劇的な道を歩んだ20世紀のベルリンの歴史の中で、今でも燦然(さんぜん)と輝く伝説の時代があります。「黄金の20年代」と呼ばれる1920年代です。二つの大戦のはざまにあり、自由な雰囲気の中で文化や芸術が花開いた一方で、どこか危うげな香りを漂わせた時代。ミッテ地区のエフライム宮殿で開催中の「火山の上のダンス―ベルリン 芸術に映し出された20年代」という題名の展覧会をご紹介したいと思います。
1920年代のベルリンは、人口が400万人を越え(これは当時世界第3の規模でした)、大都市特有のせわしないテンポが街の性格を特徴付けていました。しかしあの時代が、第一次世界大戦の敗戦後の混乱と極度のインフレから始まったことも忘れてはならないでしょう。彫刻家ケーテ・コルヴィッツが描いた路上で生活する母子の姿は、大都市の陰の側面を静かに伝えていました。
パウル・グルンヴァルトの絵画「Varieté」(1925年)
ベルリンの20年代の記録映画を見ると、暗闇に浮かぶネオンサインの広告がよく出てきます。1928年には「光の週間」が初めてベルリンで開催され、街の主要名所が照明の光で彩られました(毎年10月に行われる「光のフェスティバル」の先駆けと言えるかもしれません)。現代につながる大量消費文化の基礎が作られたのもこの時代だったのです。
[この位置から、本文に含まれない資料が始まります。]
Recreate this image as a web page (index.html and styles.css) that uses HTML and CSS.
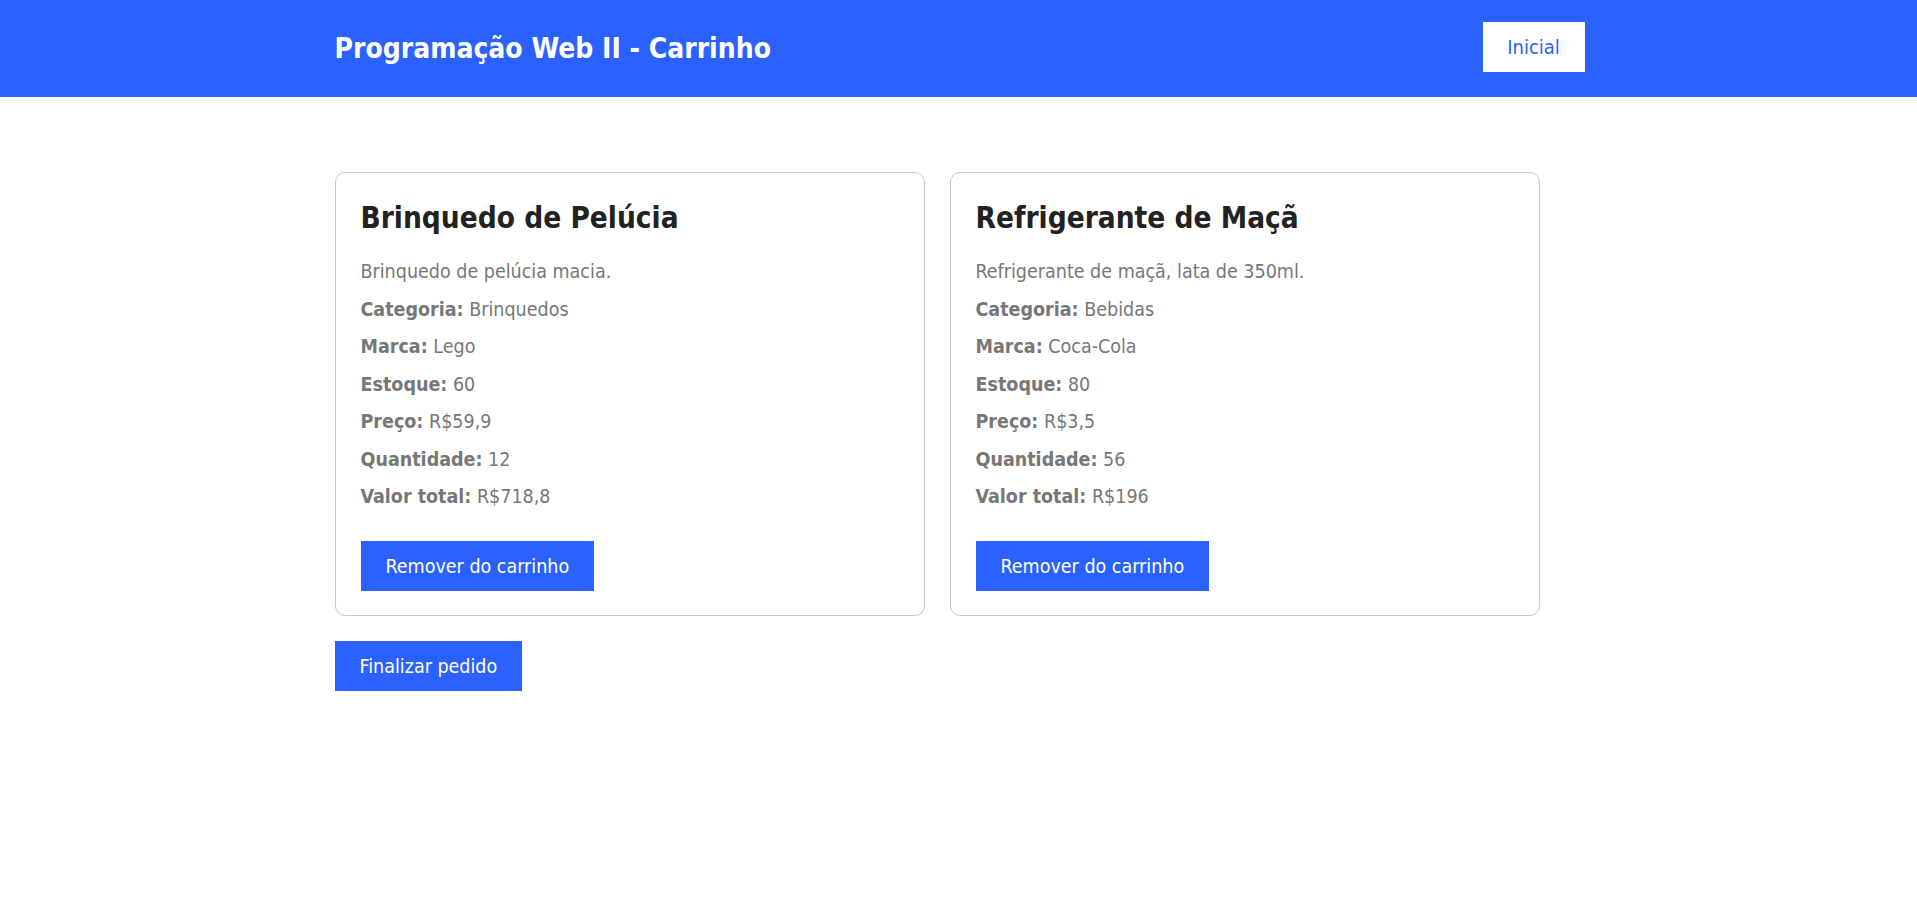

そんな時代のベルリンを格別に魅力あるものにしていたのが、前衛演劇からオペラ、華やかなレビュー、アクロバティックな見世物に至るまでの夜の娯楽。当時フリードリヒ通りにあった劇場グローセス・シャウシュピールハウスの模型では、つららのような内部装飾が目を引きます。別の部屋では、街角の娼婦を描いた絵画や写真が展示されていました。享楽と退廃もまた、20年代の風景の一コマといえます。
ほかにも、20年代のファッションや流行の髪型、さらにはラジオ放送といった新しいメディアについての展示もあり、後者では作家のデーブリーンや画家のリーバーマンといった歴史上の人物の肉声を聞けたのが貴重な体験でした。
1928年の靴店Leiserのショーウィンドウ
最後の部屋では、ヒトラーに熱狂する人々を捉えた写真が目に飛び込んできました。黄金の20年代はこれをもって終焉となったのです。表現主義の画家、マグヌス・ツェラーが1938年に秘密に描いた作品は、全体主義の不気味さと共に、その悲惨な末路をも暗示しているかのようでした。
展示の説明文(英独表記)はほどよい長さで、何よりビジュアル的に楽しめる展覧会となっています。最上階では、1856年創業のベルリンの老舗の香水メーカー、シュヴァルツローゼ社の歴史が展示されていました。香水のスプレーを押してみると、20年代への憧れを誘うような高雅な匂いが広がりました。同展は1月31日までの開催。